The Jeddah meeting on 5 August, however, presented a problem. The conference brought together representatives of over forty countries, including all BRICS members – except Russia. Pro-Kremlin outlets belittled the event. Where they could, they also highlighted comments by officials from non-Western countries bemoaning Russia’s absence from the event. The apparent goal was to portray Russia as united with its interlocutors around the globe in opposing the West’s ‘futile, doomed efforts’ to promote a peace that does not allow Russia to keep Ukrainian lands.
Fumbling towards the future
Perhaps the most extreme example of pro-Kremlin efforts to diminish Ukrainian peace proposals happened in the context of a visit by African leaders to Kyiv in June. As the visit began, Kyiv’s air defence sirens blared and two explosions shook the city as Russian missiles threatened the capital.

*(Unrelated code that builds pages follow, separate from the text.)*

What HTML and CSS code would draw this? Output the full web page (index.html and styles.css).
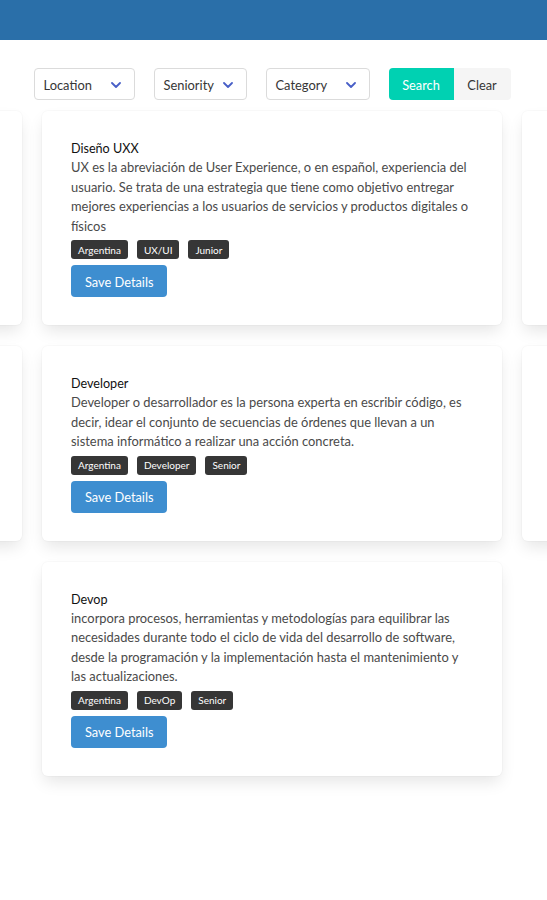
FILE: index.html
```html
<!DOCTYPE html>
<html lang="es">
<head>
<meta charset="utf-8">
<title>Jobs</title>
<link rel="stylesheet" href="styles.css">
</head>
<body>
<header class="topbar"></header>

<section class="filters">
  <div class="select select-location"><span>Location</span><svg class="chev" width="10" height="6" viewBox="0 0 10 6"><polyline points="1,1 5,5 9,1" /></svg></div>
  <div class="select select-seniority"><span>Seniority</span><svg class="chev" width="10" height="6" viewBox="0 0 10 6"><polyline points="1,1 5,5 9,1" /></svg></div>
  <div class="select select-category"><span>Category</span><svg class="chev" width="10" height="6" viewBox="0 0 10 6"><polyline points="1,1 5,5 9,1" /></svg></div>
  <div class="btn-group">
    <button class="btn btn-search">Search</button>
    <button class="btn btn-clear">Clear</button>
  </div>
</section>

<main class="rows">
  <div class="row">
    <div class="card card-side"></div>
    <article class="card">
      <h3 class="card-title">Diseño UXX</h3>
      <p class="card-text">UX es la abreviación de User Experience, o en español, experiencia del usuario. Se trata de una estrategia que tiene como objetivo entregar mejores experiencias a los usuarios de servicios y productos digitales o físicos</p>
      <div class="tags"><span class="tag">Argentina</span><span class="tag">UX/UI</span><span class="tag">Junior</span></div>
      <button class="btn-save">Save Details</button>
    </article>
    <div class="card card-side"></div>
  </div>

  <div class="row">
    <div class="card card-side"></div>
    <article class="card">
      <h3 class="card-title">Developer</h3>
      <p class="card-text">Developer o desarrollador es la persona experta en escribir código, es decir, idear el conjunto de secuencias de órdenes que llevan a un sistema informático a realizar una acción concreta.</p>
      <div class="tags"><span class="tag">Argentina</span><span class="tag">Developer</span><span class="tag">Senior</span></div>
      <button class="btn-save">Save Details</button>
    </article>
    <div class="card card-side"></div>
  </div>

  <div class="row">
    <article class="card">
      <h3 class="card-title">Devop</h3>
      <p class="card-text">incorpora procesos, herramientas y metodologías para equilibrar las necesidades durante todo el ciclo de vida del desarrollo de software, desde la programación y la implementación hasta el mantenimiento y las actualizaciones.</p>
      <div class="tags"><span class="tag">Argentina</span><span class="tag">DevOp</span><span class="tag">Senior</span></div>
      <button class="btn-save">Save Details</button>
    </article>
  </div>
</main>
</body>
</html>
```

FILE: styles.css
```css
* { box-sizing: border-box; }

html, body {
  margin: 0;
  padding: 0;
  background: #fff;
  overflow-x: hidden;
}

body {
  font-family: "Lato", "Noto Sans", sans-serif;
  font-size: 12.9px;
  color: #4a4a4a;
}

.topbar {
  height: 40px;
  background: #2a6fa9;
}

.filters {
  display: flex;
  justify-content: center;
  align-items: center;
  gap: 19px;
  margin-top: 28px;
  height: 32px;
  padding-right: 3px;
}

.select {
  height: 32px;
  border: 1px solid #dbdbdb;
  border-radius: 4px;
  display: flex;
  align-items: center;
  justify-content: space-between;
  padding: 1px 13px 0 9px;
  color: #363636;
  font-size: 12.9px;
  background: #fff;
}

.select-location { width: 101px; }
.select-seniority { width: 93px; }
.select-category { width: 104px; }

.chev {
  display: block;
  flex: none;
}
.chev polyline {
  fill: none;
  stroke: #485fc7;
  stroke-width: 1.8;
  stroke-linecap: round;
  stroke-linejoin: round;
}

.btn-group {
  display: flex;
}

.btn {
  height: 32px;
  border: 0;
  font-family: inherit;
  font-size: 12.8px;
  padding: 1px 0 0;
  cursor: pointer;
}

.btn-search {
  width: 65px;
  background: #00d1b2;
  color: #fff;
  border-radius: 4px 0 0 4px;
}

.btn-clear {
  width: 57px;
  background: #f5f5f5;
  color: #363636;
  border-radius: 0 4px 4px 0;
}

.rows {
  display: flex;
  flex-direction: column;
  gap: 21px;
  margin-top: 11px;
  padding-bottom: 40px;
}

.row {
  display: flex;
  justify-content: center;
  gap: 20px;
  padding-right: 3px;
}

.card {
  flex: 0 0 460px;
  background: #fff;
  border-radius: 6px;
  box-shadow: 0 8px 16px -2px rgba(10, 10, 10, 0.1), 0 0 0 1px rgba(10, 10, 10, 0.02);
  padding: 28px 29px 28px;
}

.card-title {
  margin: 0;
  font-size: 12.6px;
  font-weight: 400;
  line-height: 19.4px;
  color: #111;
}

.card-text {
  margin: 0;
  line-height: 19.4px;
  color: #4a4a4a;
}

.tags {
  display: flex;
  gap: 9px;
  margin-top: 4px;
}

.tag {
  height: 19px;
  display: inline-flex;
  align-items: center;
  padding: 0 7px;
  background: #363636;
  color: #fff;
  font-size: 10px;
  border-radius: 3px;
}

.btn-save {
  display: block;
  margin-top: 6px;
  height: 32px;
  padding: 1px 14px 0;
  border: 0;
  border-radius: 4px;
  background: #3e8ed0;
  color: #fff;
  font-family: inherit;
  font-size: 12.8px;
  cursor: pointer;
}
```
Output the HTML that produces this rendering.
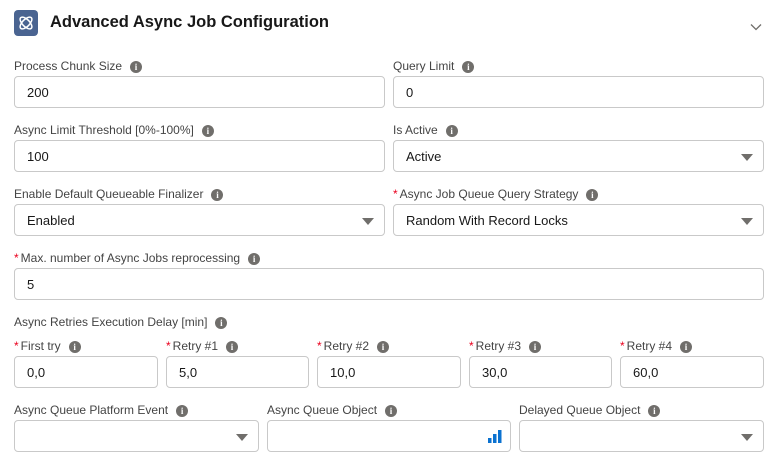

Shortly thereafter, a pro-Kremlin outlet declared that the Ukrainian government had carried out a ‘psycho-operation’ and staged the attacks to portray Russia as the ‘evil aggressor’. In addition, RT in French falsely alleged that President Zelenskyy had ‘rejected’ the African leaders’ offer to mediate, using a photo of Zelenskyy clenching his fists while seeming to ignore an African leader’s open hand as ‘proof’. In fact, President Zelenskyy simply reiterated a common-sense position, that Russia must withdraw from Ukrainian territories before peace can be achieved.
Make no mistake: Russia is the aggressor in Ukraine, and the Kremlin’s attempts to twist the truth can only make the path to real peace longer. No doubt, Russia’s only idea of peace is an unconditional Ukrainian surrender. But that is neither just, nor sustainable.